The necessity of these solutions can’t be underestimated. Tons of unwanted clothes are sent to landfills daily, and tons more are sold to traders who sort through clothes to find items of value and discard the rest. Rejected items are dumped out of sight, often in countries like Ghana, whose secondhand-clothes dealers have taken a stand against this practice, or in remote locations like Chile’s Atacama Desert, recently dubbed fast fashion’s great garbage patch.


A woman searches for used clothes amid tons discarded in the Atacama desert, in Alto Hospicio, Iquique, Chile.

A woman searching through discarded garments in Chile’s Atacama Desert.

Martin Bernetti/Getty Images



“Very few people in North America and Europe are seeing where these offshore deliveries are going,” Bajaj said. “They’re going to the magical clothing pile in the sky.”

Transitioning to AI-powered tech

These offshore deliveries aren’t wholly bad; many resellers rely on them. “The thought that I’ve heard is if these clothes are still going to go there, it should be the clothes that are actually going to get used, not trash,” Bajaj said. “The question is how you sort for usability in those markets so that whatever garments these resellers are buying are actually high quality and actually have a resale life.”
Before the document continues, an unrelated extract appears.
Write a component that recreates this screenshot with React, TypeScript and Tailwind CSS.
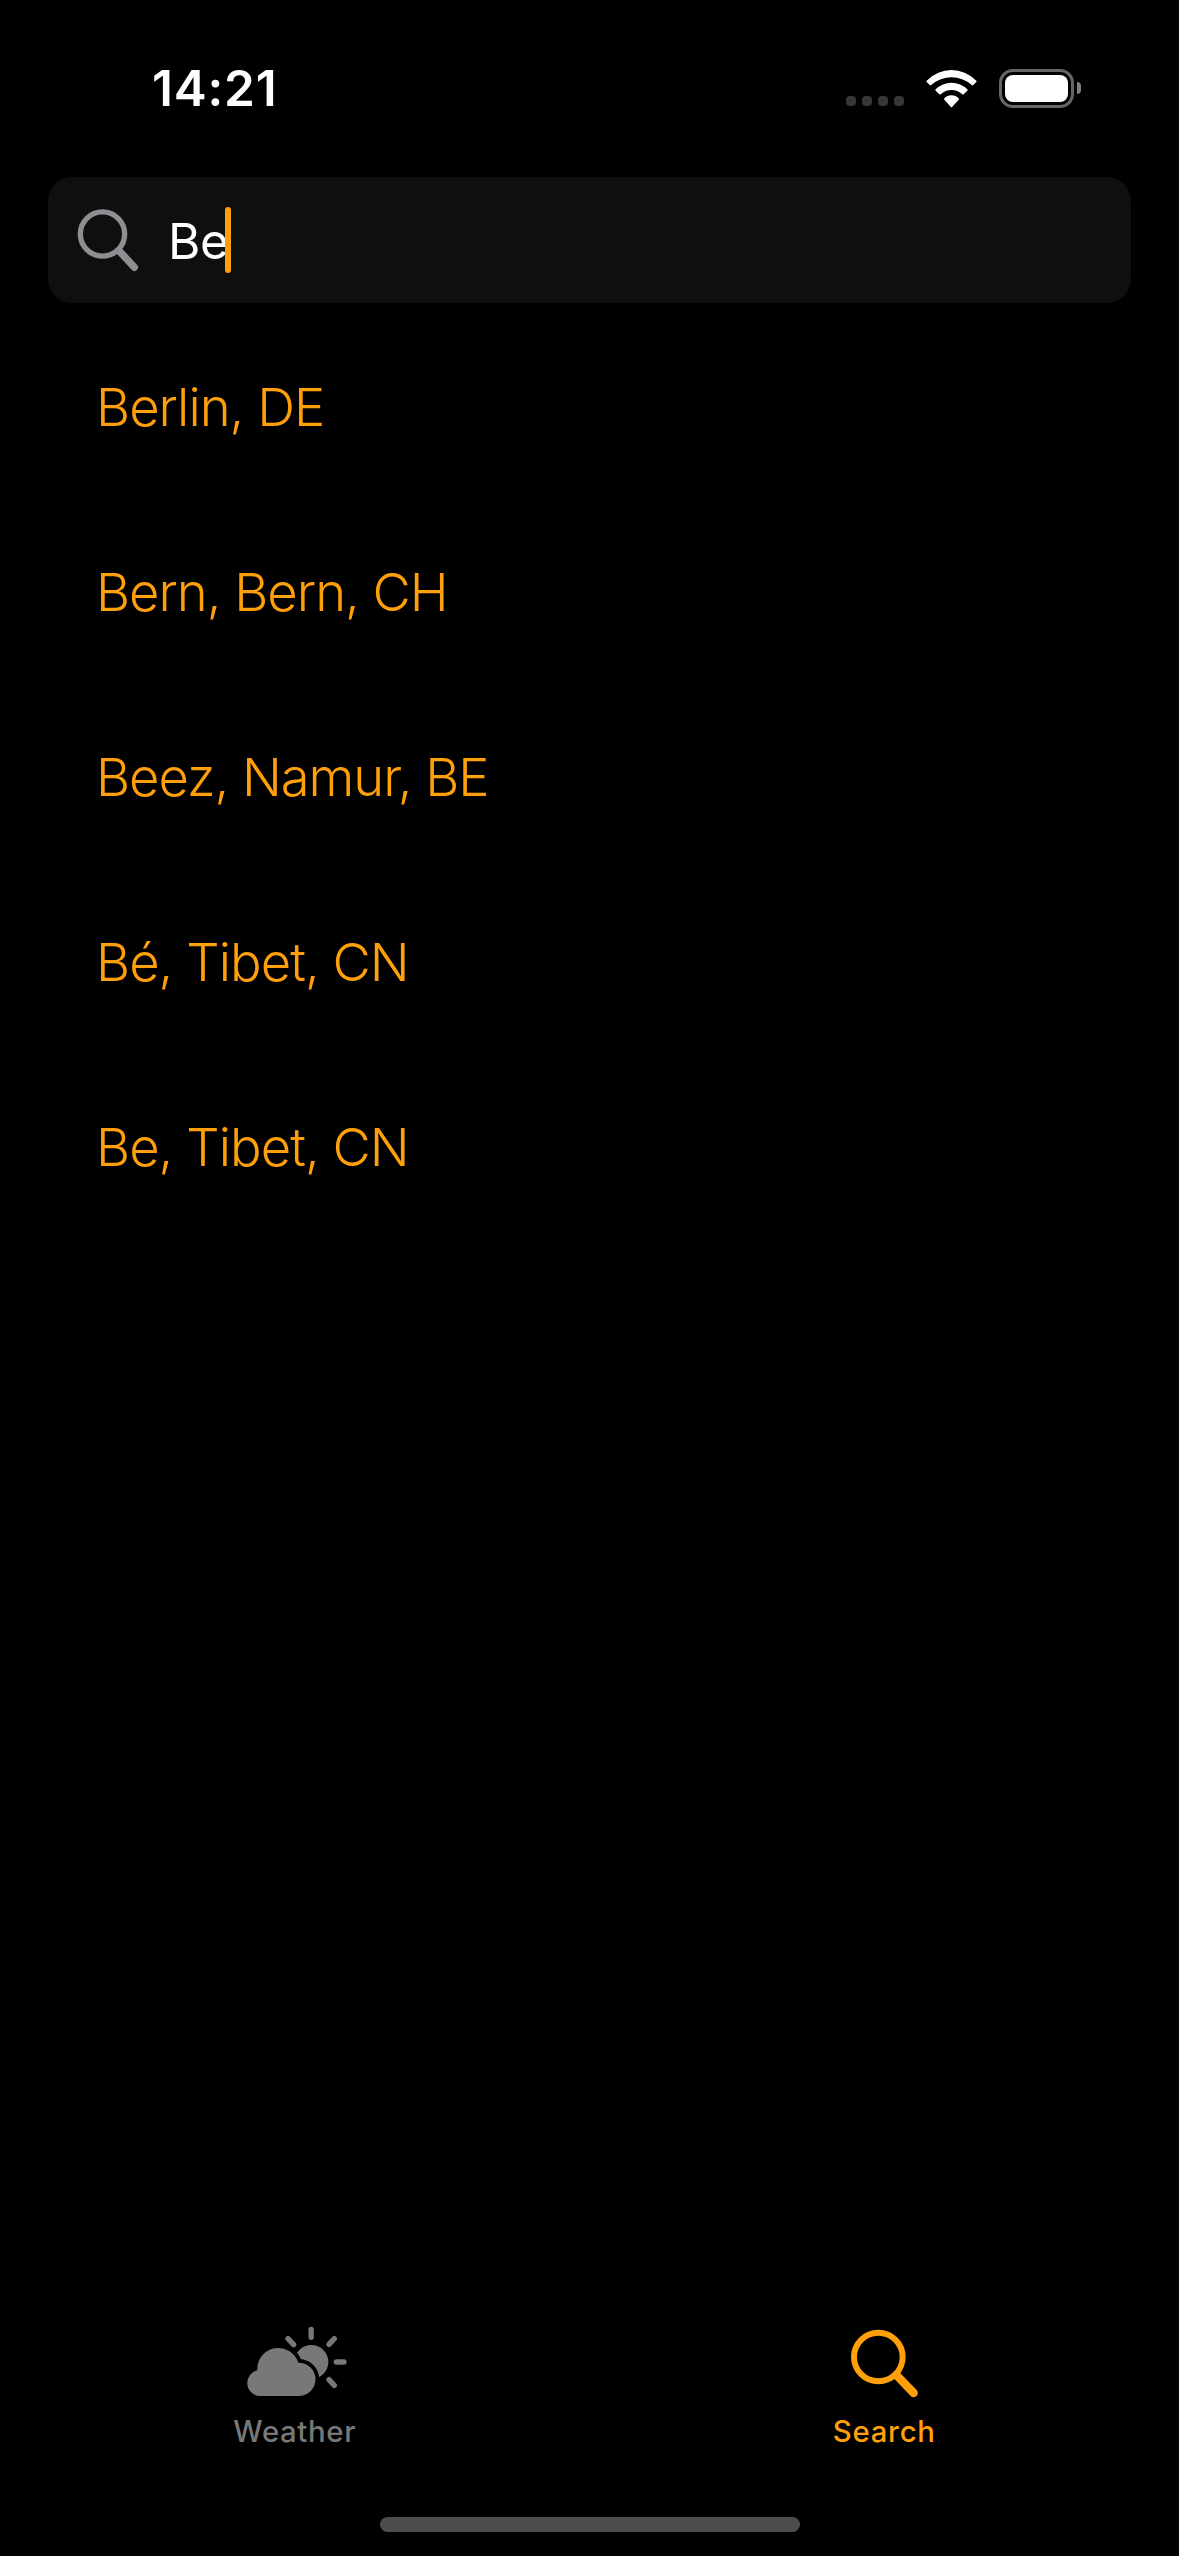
const cities = [
  { name: "Berlin, DE", tracking: "tracking-[-0.95px]" },
  { name: "Bern, Bern, CH", tracking: "tracking-[-1.02px]" },
  { name: "Beez, Namur, BE", tracking: "tracking-[-1.05px]" },
  { name: "Bé, Tibet, CN", tracking: "tracking-[-0.95px]" },
  { name: "Be, Tibet, CN", tracking: "tracking-[-0.95px]" },
];

function StatusBar() {
  return (
    <header className="flex h-[177px] items-start justify-between pt-[58px] pr-[98px] pl-[152px]">
      <span className="text-[49.5px] leading-[60px] font-semibold tracking-[0.8px]">14:21</span>
      <div className="flex h-[60px] items-center">
        <div className="mt-[26px] mr-[22px] flex gap-1.5">
          <i className="size-2.5 rounded-[4px] bg-[#363636]" />
          <i className="size-2.5 rounded-[4px] bg-[#363636]" />
          <i className="size-2.5 rounded-[4px] bg-[#363636]" />
          <i className="size-2.5 rounded-[4px] bg-[#363636]" />
        </div>
        <svg className="mr-[22px] h-[39px] w-[51px]" viewBox="318 84 153 117" fill="#fff">
          <path d="M320 119Q353 87 394.500 87Q436 87 469 119Q471 121 469 123L459 133Q457 134 455 132Q428 109 394.500 109Q361 109 334 132Q332 134 330 133L320 123Q318 121 320 119Z" />
          <path d="M347 145Q367 125 394.500 125Q422 125 442 145Q444 147 442 149L431 160Q429 162 427 160Q413 147 394.500 147Q376 147 362 160Q360 162 358 160L347 149Q345 147 347 145Z" />
          <path d="M373 172Q381 163 394.500 163Q408 163 416 172Q418 174 416 176L397 197Q394.500 200 392 197L373 176Q371 174 373 172Z" />
        </svg>
        <div className="flex h-[39px] w-[75px] rounded-[14px] border-3 border-[#666] p-[3px]">
          <div className="flex-1 rounded-[8px] bg-white" />
        </div>
        <div className="ml-[3px] h-3 w-1 rounded-r-full bg-[#808080]" />
      </div>
    </header>
  );
}

function SearchField() {
  return (
    <div className="mx-12 flex h-[126px] items-center rounded-[24px] bg-[#0f0f0f] pl-[29px]">
      <svg className="h-16 w-[62px]" viewBox="141 144 186 192" fill="none" stroke="#8e8e93">
        <circle cx="217.500" cy="222" r="66.500" strokeWidth="16" />
        <path d="M267 272L313 322" strokeWidth="22" strokeLinecap="round" />
      </svg>
      <span className="ml-[29px] pt-0.5 text-[49.5px] leading-[66px] tracking-[-0.5px]">Be</span>
      <div className="-ml-[3px] h-[66px] w-1.5 rounded-full bg-[#ff9f0a]" />
    </div>
  );
}

function WeatherIcon() {
  const cloud = "M150 288A39 39 0 0 1 142 211A63 63 0 0 1 265 188A50 50 0 0 1 268 288Z";
  return (
    <svg className="h-[71px] w-[101px]" viewBox="108 78 303 213" fill="currentColor">
      <mask id="cloud-gap" maskUnits="userSpaceOnUse" x="108" y="78" width="303" height="213">
        <rect x="108" y="78" width="303" height="213" fill="#fff" />
        <path d={cloud} fill="#000" stroke="#000" strokeWidth="22" />
      </mask>
      <circle cx="304" cy="186" r="51" mask="url(#cloud-gap)" />
      <path d={cloud} />
      <path
        d="M303.500 88V112M379 186H402M373 116L357 133M234 116L251 134M357 239L373 256"
        stroke="currentColor"
        strokeWidth="16"
        strokeLinecap="round"
      />
    </svg>
  );
}

function TabBar() {
  return (
    <nav className="grid h-[191px] grid-cols-2">
      <div className="flex flex-col items-center text-[#787878]">
        <div className="flex h-[88px] pl-[3px]">
          <WeatherIcon />
        </div>
        <span className="text-[29.3px] leading-9 font-[450] tracking-[0.65px]">Weather</span>
      </div>
      <div className="flex flex-col items-center text-[#ff9f0a]">
        <div className="flex h-[88px] pt-[3px]">
          <svg className="size-[69px]" viewBox="150 87 207 207" fill="none" stroke="currentColor">
            <circle cx="235" cy="171" r="73" strokeWidth="18" />
            <path d="M290 226L341 279" strokeWidth="25" strokeLinecap="round" />
          </svg>
        </div>
        <span className="text-[29.3px] leading-9 font-[450] tracking-[0.75px]">Search</span>
      </div>
    </nav>
  );
}

export default function App() {
  return (
    <div className="flex h-[2556px] w-[1179px] flex-col overflow-hidden bg-black font-['Inter',sans-serif] text-white">
      <StatusBar />
      <SearchField />
      <ul className="mt-3 flex-1 pl-[96px] text-[52.5px] font-[320] text-[#ff9f0a]">
        {cities.map((city) => (
          <li key={city.name} className={`leading-[185px] ${city.tracking}`}>
            {city.name}
          </li>
        ))}
      </ul>
      <TabBar />
      <div className="mx-auto mb-6 h-[15px] w-[420px] shrink-0 rounded-full bg-[#4d4d4d]" />
    </div>
  );
}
Transitioning to AI-powered tech could preserve jobs, with appropriate workplace protections and government regulations, while maximizing recycling rates, Bajaj said: “In the fashion industry, AI is being seen more as a supplement than a replacement.”

Bajaj views these tech innovations as a pragmatic response to human accuracy’s limitations. “Our goal is just to support the textile-recycling industry as much as we can,” she said. Complex, blended fabrics pose huge challenges for textile recyclers, not to mention the environment. Bajaj said Refiberd aims to remedy those difficulties to see recyclers “continue to grow.”